Locate and copy all lines bearing the word "styles".

==*==

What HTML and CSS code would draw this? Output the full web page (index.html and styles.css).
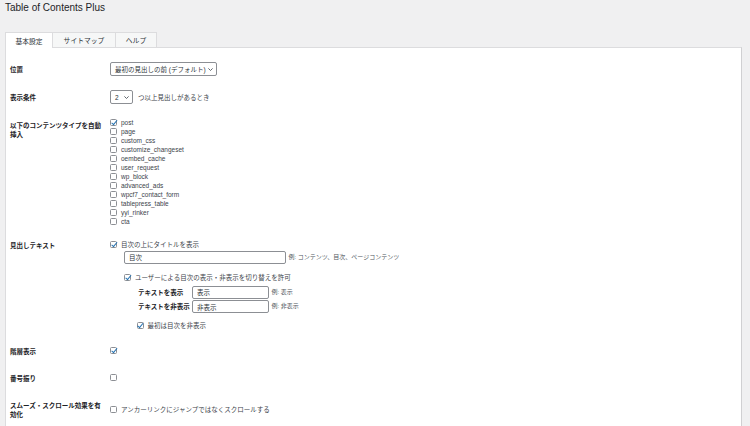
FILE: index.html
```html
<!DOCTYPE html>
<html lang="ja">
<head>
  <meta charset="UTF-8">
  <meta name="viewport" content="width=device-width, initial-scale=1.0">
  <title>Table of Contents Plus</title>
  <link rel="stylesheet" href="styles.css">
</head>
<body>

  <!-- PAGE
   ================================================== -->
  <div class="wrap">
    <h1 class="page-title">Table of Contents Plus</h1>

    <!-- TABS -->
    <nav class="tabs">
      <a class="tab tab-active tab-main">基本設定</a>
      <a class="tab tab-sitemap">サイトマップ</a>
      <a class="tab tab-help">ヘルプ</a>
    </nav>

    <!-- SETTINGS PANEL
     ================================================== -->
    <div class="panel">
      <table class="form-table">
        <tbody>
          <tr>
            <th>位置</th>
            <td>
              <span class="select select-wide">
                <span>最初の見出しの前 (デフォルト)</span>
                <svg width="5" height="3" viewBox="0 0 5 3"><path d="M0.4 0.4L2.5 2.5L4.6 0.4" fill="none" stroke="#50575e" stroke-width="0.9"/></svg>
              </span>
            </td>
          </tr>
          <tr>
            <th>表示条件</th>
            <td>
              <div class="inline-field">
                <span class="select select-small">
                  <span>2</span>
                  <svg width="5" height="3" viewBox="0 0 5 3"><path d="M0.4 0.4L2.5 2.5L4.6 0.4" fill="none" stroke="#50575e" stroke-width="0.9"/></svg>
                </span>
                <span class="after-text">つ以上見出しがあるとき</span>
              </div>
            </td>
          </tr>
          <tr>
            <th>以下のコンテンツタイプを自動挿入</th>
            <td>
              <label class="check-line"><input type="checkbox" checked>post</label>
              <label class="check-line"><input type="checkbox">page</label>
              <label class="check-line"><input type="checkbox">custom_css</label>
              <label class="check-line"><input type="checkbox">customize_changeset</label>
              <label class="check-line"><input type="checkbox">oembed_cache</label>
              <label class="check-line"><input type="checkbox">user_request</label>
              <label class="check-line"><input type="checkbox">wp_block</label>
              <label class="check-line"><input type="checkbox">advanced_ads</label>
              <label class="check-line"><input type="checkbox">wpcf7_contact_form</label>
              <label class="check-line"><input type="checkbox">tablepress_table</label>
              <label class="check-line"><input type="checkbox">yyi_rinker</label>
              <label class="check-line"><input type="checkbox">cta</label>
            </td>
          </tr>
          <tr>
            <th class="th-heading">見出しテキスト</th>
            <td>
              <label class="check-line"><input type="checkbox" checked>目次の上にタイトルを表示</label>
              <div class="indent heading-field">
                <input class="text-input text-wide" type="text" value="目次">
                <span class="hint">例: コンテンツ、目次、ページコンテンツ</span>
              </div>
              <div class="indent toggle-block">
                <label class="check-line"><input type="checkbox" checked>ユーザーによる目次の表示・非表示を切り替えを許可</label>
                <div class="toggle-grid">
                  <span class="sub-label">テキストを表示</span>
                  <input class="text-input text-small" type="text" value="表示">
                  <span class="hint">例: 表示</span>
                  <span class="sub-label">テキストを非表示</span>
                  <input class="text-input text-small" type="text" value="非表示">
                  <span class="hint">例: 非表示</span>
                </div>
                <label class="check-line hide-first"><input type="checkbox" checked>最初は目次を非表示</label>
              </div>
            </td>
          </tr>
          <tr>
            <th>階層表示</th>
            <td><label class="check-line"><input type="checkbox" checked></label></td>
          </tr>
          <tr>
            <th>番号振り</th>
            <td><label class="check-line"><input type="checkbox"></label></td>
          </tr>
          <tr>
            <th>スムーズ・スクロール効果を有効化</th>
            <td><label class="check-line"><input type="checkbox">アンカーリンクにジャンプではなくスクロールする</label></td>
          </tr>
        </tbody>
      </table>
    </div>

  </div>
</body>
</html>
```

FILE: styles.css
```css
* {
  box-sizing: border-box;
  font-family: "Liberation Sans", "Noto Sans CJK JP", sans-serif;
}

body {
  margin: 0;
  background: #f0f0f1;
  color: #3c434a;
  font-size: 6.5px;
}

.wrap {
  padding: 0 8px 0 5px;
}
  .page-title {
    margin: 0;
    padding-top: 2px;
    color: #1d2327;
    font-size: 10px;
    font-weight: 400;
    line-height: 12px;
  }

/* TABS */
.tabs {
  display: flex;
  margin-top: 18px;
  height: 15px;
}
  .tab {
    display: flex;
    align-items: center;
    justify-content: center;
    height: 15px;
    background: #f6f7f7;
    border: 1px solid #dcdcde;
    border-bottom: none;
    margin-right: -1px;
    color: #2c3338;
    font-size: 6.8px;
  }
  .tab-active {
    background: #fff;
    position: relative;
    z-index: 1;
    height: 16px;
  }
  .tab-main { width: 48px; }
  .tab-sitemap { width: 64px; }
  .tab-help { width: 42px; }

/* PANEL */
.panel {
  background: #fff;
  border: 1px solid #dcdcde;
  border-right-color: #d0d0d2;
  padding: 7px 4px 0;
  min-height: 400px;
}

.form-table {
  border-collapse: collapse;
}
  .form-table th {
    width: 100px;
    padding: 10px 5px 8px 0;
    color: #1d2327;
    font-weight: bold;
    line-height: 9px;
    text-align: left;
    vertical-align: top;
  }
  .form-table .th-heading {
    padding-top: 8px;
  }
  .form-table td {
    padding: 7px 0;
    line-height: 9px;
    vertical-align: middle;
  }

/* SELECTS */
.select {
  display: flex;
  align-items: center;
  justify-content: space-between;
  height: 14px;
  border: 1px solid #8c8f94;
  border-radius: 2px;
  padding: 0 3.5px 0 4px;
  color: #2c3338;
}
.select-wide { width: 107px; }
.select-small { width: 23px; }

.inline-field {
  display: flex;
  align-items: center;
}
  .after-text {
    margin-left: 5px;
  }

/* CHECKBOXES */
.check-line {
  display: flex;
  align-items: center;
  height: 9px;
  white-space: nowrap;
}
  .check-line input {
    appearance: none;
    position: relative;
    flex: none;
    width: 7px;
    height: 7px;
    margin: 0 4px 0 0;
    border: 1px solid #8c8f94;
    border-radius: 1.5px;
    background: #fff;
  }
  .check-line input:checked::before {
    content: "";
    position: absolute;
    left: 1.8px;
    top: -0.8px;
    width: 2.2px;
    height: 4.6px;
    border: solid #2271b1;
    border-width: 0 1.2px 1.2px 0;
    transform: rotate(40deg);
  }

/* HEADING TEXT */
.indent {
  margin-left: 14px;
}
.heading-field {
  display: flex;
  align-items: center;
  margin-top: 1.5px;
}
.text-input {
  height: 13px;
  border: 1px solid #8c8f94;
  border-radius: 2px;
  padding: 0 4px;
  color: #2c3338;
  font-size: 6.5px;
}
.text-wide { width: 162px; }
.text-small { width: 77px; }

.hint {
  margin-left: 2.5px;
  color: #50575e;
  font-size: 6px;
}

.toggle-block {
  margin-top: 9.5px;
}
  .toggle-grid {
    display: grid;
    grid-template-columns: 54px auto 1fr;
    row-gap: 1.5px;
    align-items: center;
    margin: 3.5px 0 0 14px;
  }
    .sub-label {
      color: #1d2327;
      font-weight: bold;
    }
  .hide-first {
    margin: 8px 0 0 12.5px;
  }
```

==*==

▶ RESPONSE TO THIS EXERCISE:
What HTML and CSS code would draw this? Output the full web page (index.html and styles.css).
  <link rel="stylesheet" href="styles.css">
FILE: styles.css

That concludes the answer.